Air France quitte Orly : partir pour mieux rester

Le groupe Air France a annoncé la semaine dernière qu’il allait retirer d’Orly la quasi-totalité de ses vols sous la marque Air France, pour recentrer cette dernière sur Roissy. Une telle décision est l’aboutissement logique d’une révolution qui a bouleversé le ciel européen depuis 30 ans : la révolution du low cost.

Avant l’arrivée des low cost, l’idée dominante dans l’aérien était qu’il y avait deux marchés : le long courrier et le court/moyen courrier. Le low cost a conduit à remettre en cause cette distinction trop simple : au sein même du court/moyen courrier, il y a deux segments bien distincts, chacun répondant à un besoin spécifique.

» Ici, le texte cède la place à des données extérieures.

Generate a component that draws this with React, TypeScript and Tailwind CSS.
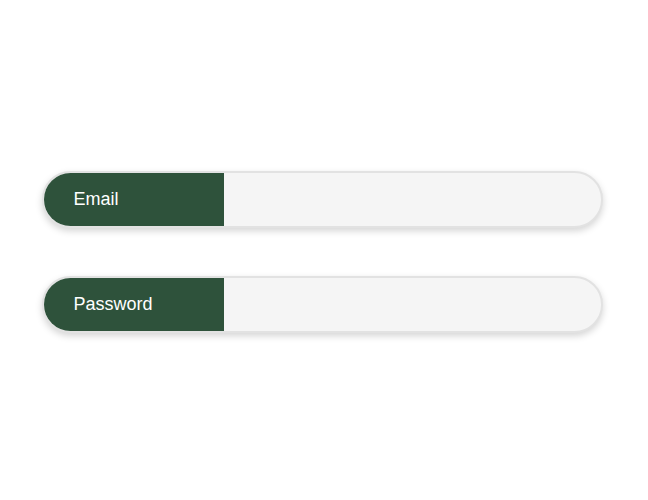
export default function App() {
  const fields = [
    { label: "Email", type: "email" },
    { label: "Password", type: "password" },
  ];

  return (
    <div className="flex h-[500px] w-full flex-col items-center justify-center gap-[48px] bg-white pr-[4px] pt-[4px] font-['Liberation_Sans',Arial,sans-serif]">
      {fields.map((f) => (
        <div
          key={f.label}
          className="flex h-[57px] w-[561px] overflow-hidden rounded-full border-2 border-[#e2e2e2] bg-[#f5f5f5] shadow-[0_3px_7px_rgba(0,0,0,0.17)]"
        >
          <label className="-my-[1px] -ml-[1px] flex w-[181px] shrink-0 items-center bg-[#2e523b] pl-[31px] text-[18px] text-white">
            {f.label}
          </label>
          <input type={f.type} className="flex-1 bg-transparent px-4 outline-none" />
        </div>
      ))}
    </div>
  );
}
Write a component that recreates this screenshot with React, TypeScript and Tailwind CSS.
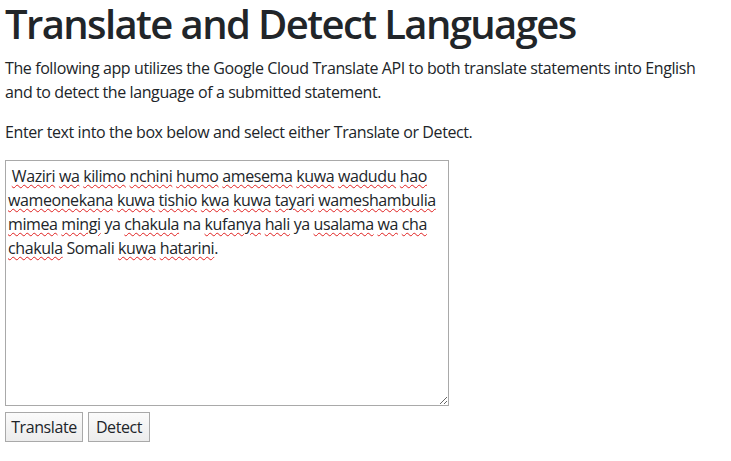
import React from 'react'

const words: [string, boolean][] = [
  ['Waziri', true], ['wa', true], ['kilimo', true], ['nchini', true], ['humo', true],
  ['amesema', true], ['kuwa', true], ['wadudu', true], ['hao', true],
  ['wameonekana', true], ['kuwa', true], ['tishio', true], ['kwa', true], ['kuwa', true],
  ['tayari', true], ['wameshambulia', true], ['mimea', true], ['mingi', true], ['ya', false],
  ['chakula', true], ['na', false], ['kufanya', true], ['hali', true], ['ya', false],
  ['usalama', true], ['wa', true], ['cha', true], ['chakula', true], ['Somali', false],
  ['kuwa', true], ['hatarini', true],
]

export default function App() {
  return (
    <div
      className="min-h-screen bg-white px-[5px] text-[#212529] tracking-[-0.025em]"
      style={{ fontFamily: '"Open Sans", "Noto Sans", sans-serif' }}
    >
      <h1 className="mb-2 text-[40px] font-semibold leading-[48px] tracking-[-0.04em]">
        Translate and Detect Languages
      </h1>
      <p className="mb-4 text-base leading-6">
        The following app utilizes the Google Cloud Translate API to both translate statements into English
        and to detect the language of a submitted statement.
      </p>
      <p className="mb-4 text-base leading-6">Enter text into the box below and select either Translate or Detect.</p>

      {/* caja de texto con marcas de ortografía */}
      <div
        role="textbox"
        className="h-[246px] w-[444px] resize overflow-auto border border-[#a9a9a9] px-[2px] py-[3px] text-base leading-6 whitespace-pre-wrap"
      >
        {' '}
        {words.map(([w, bad], i) => (
          <React.Fragment key={i}>
            <span className={bad ? 'underline decoration-[#e0201f] decoration-wavy decoration-1 underline-offset-[2px]' : ''}>
              {w}
            </span>
            {i < words.length - 1 ? ' ' : '.'}
          </React.Fragment>
        ))}
      </div>

      <div className="mt-[6px] flex gap-[5px]">
        <button className="h-[30px] w-[78px] border border-[#a9a9a9] bg-gradient-to-b from-[#fbfbfb] to-[#ececec] text-base">
          Translate
        </button>
        <button className="h-[30px] w-[62px] border border-[#a9a9a9] bg-gradient-to-b from-[#fbfbfb] to-[#ececec] text-base">
          Detect
        </button>
      </div>
    </div>
  )
}
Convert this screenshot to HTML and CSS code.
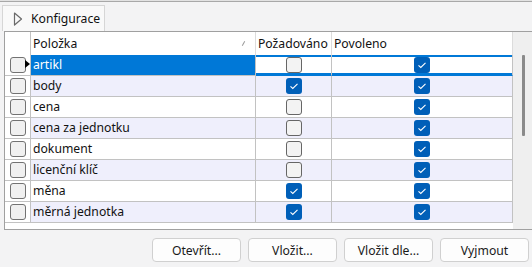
FILE: index.html
```html
<!DOCTYPE html>
<html lang="cs">
    <head>
        <meta charset="UTF-8">
        <title>Konfigurace</title>
        <link rel="stylesheet" href="styles.css">
    </head>
    <body>
        <div class="topline"></div>
        <div class="tabs">
            <div class="tab">
                <svg class="tab-icon" width="10" height="14" viewBox="0 0 10 14">
                    <polygon points="1.5,1 8.5,7 1.5,13" fill="none" stroke="#6a6a6a" stroke-width="1.2" stroke-linejoin="round"/>
                </svg>
                <span>Konfigurace</span>
            </div>
        </div>

        <div class="grid">
            <div class="table">
                <div class="row head">
                    <div class="cell rh"></div>
                    <div class="cell text">Položka <span class="sort"></span></div>
                    <div class="cell text">Požadováno</div>
                    <div class="cell text">Povoleno</div>
                </div>

                <div class="row selected">
                    <div class="cell rh"><span class="rbtn"></span><span class="arrow"></span></div>
                    <div class="cell text">artikl</div>
                    <div class="cell chk"><span class="box"></span></div>
                    <div class="cell chk"><span class="box on"></span></div>
                </div>
                <div class="row alt">
                    <div class="cell rh"><span class="rbtn"></span></div>
                    <div class="cell text">body</div>
                    <div class="cell chk"><span class="box on"></span></div>
                    <div class="cell chk"><span class="box on"></span></div>
                </div>
                <div class="row">
                    <div class="cell rh"><span class="rbtn"></span></div>
                    <div class="cell text">cena</div>
                    <div class="cell chk"><span class="box"></span></div>
                    <div class="cell chk"><span class="box on"></span></div>
                </div>
                <div class="row alt">
                    <div class="cell rh"><span class="rbtn"></span></div>
                    <div class="cell text">cena za jednotku</div>
                    <div class="cell chk"><span class="box"></span></div>
                    <div class="cell chk"><span class="box on"></span></div>
                </div>
                <div class="row">
                    <div class="cell rh"><span class="rbtn"></span></div>
                    <div class="cell text">dokument</div>
                    <div class="cell chk"><span class="box"></span></div>
                    <div class="cell chk"><span class="box on"></span></div>
                </div>
                <div class="row alt">
                    <div class="cell rh"><span class="rbtn"></span></div>
                    <div class="cell text">licenční klíč</div>
                    <div class="cell chk"><span class="box"></span></div>
                    <div class="cell chk"><span class="box on"></span></div>
                </div>
                <div class="row">
                    <div class="cell rh"><span class="rbtn"></span></div>
                    <div class="cell text">měna</div>
                    <div class="cell chk"><span class="box on"></span></div>
                    <div class="cell chk"><span class="box on"></span></div>
                </div>
                <div class="row alt">
                    <div class="cell rh"><span class="rbtn"></span></div>
                    <div class="cell text">měrná jednotka</div>
                    <div class="cell chk"><span class="box on"></span></div>
                    <div class="cell chk"><span class="box on"></span></div>
                </div>
            </div>
            <div class="vscroll"><div class="thumb"></div></div>
        </div>

        <div class="buttons">
            <button>Otevřít...</button>
            <button>Vložit...</button>
            <button>Vložit dle...</button>
            <button>Vyjmout</button>
        </div>
    </body>
</html>
```

FILE: styles.css
```css
* {
    margin: 0;
    padding: 0;
    box-sizing: border-box;
}

body {
    width: 532px;
    height: 267px;
    overflow: hidden;
    background: #f3f3f4;
    color: #111;
    font-family: 'Noto Sans', 'Open Sans', sans-serif;
    font-size: 12.2px;
}

.topline {
    height: 2px;
    background: #e2e2e2;
    border-bottom: 1px solid #a8a8a8;
}

.tabs {
    height: 29px;
    padding: 3px 0 0 2px;
}

.tab {
    display: flex;
    align-items: center;
    gap: 8px;
    width: 103px;
    height: 26px;
    padding-left: 10px;
    background: #f9f9f9;
    border: 1px solid #d6d6d6;
    border-bottom: none;
}

.tab-icon {
    margin-top: 1px;
}

/* grid */
.grid {
    display: flex;
    margin-left: 4px;
    height: 199px;
    border-top: 1px solid #a0a0a0;
    border-left: 1px solid #a0a0a0;
    border-bottom: 1px solid #a0a0a0;
    margin-right: -4px;
}

.table {
    width: 508px;
    background: white;
}

.row {
    display: grid;
    grid-template-columns: 26px 225px 76px 181px;
    height: 21px;
    line-height: 20px;
}

.cell {
    position: relative;
    border-right: 1px solid #c2c2c2;
    border-bottom: 1px solid #c2c2c2;
}

.row.head {
    height: 23px;
    line-height: 23px;
}

.row.head .cell {
    border-bottom: none;
    border-right-color: #dcdcdc;
}

.row.head .cell.rh {
    border-right-color: #c2c2c2;
}

.text {
    padding-left: 2px;
    white-space: nowrap;
    overflow: hidden;
}

.sort {
    position: absolute;
    right: 11px;
    top: 9px;
    width: 1px;
    height: 5px;
    background: #9a9a9a;
    transform: rotate(30deg);
}

.row.alt .text,
.row.alt .chk {
    background: #efeffc;
}

.rh {
    display: flex;
    align-items: center;
    padding-left: 5px;
}

.rbtn {
    width: 16px;
    height: 16px;
    background: #f0f0f0;
    border: 1px solid #727272;
    border-radius: 3px;
}

.arrow {
    position: absolute;
    right: 0;
    top: 5px;
    border-left: 5px solid #000;
    border-top: 4.5px solid transparent;
    border-bottom: 4.5px solid transparent;
}

.chk {
    display: flex;
    align-items: center;
    justify-content: center;
}

.box {
    width: 16px;
    height: 16px;
    background: #f3f3f3;
    border: 1px solid #666;
    border-radius: 3px;
}

.box.on {
    border: none;
    background: #005fb8 url("data:image/svg+xml;utf8,<svg xmlns='http://www.w3.org/2000/svg' width='16' height='16'><path d='M4.5 8.3 L6.8 10.4 L11.5 5.8' fill='none' stroke='white' stroke-width='1.1'/></svg>") no-repeat center;
}

.row.selected .text {
    background: #0078d7;
    color: white;
}

.row.selected .chk {
    border-bottom-color: #0078d7;
    box-shadow: inset 0 2px #0078d7, inset 0 -2px #0078d7;
}

.vscroll {
    position: relative;
    width: 19px;
    background: #efefef;
}

.thumb {
    position: absolute;
    left: 9px;
    top: 23px;
    width: 3px;
    height: 81px;
    background: #8a8a8a;
    border-radius: 1px;
}

/* bottom buttons */
.buttons {
    display: flex;
    justify-content: flex-end;
    gap: 7px;
    padding: 8px 3px 0 0;
}

button {
    width: 89px;
    height: 24px;
    background: #fdfdfd;
    border: 1px solid #d0d0d0;
    border-radius: 4px;
    font-family: 'Noto Sans', 'Open Sans', sans-serif;
    font-size: 12.2px;
    color: #1a1a1a;
}
```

D’un côté, il y a les vols qui desservent un « hub » en vue d’alimenter les vols long courrier. Ces vols n’ont pas pour vocation d’être rentables par eux-mêmes : ils visent surtout à  remplir les vols long courrier, sur lesquels se joue la rentabilité. Sur ce type de vols, les clients veulent minimiser les temps d’attente entre les deux vols ; ils exigent aussi de la continuité et de la qualité de service. Ces vols d’apport sont depuis toujours le cœur de métier des grandes compagnies historiques : ils s’incarnent en France avec la marque Air France (ainsi que Hop) et son hub de Roissy.

D’un autre côté, il y a les vols dits «  point à point » : ils visent à relier une ville A à une ville B. Ils se doivent donc d’être rentables par eux-mêmes. Sur ces vols, les clients sont en quête d’efficacité et de prix bas. La prestation offerte est basique, avec des options payantes sur tout ce qui est accessoire.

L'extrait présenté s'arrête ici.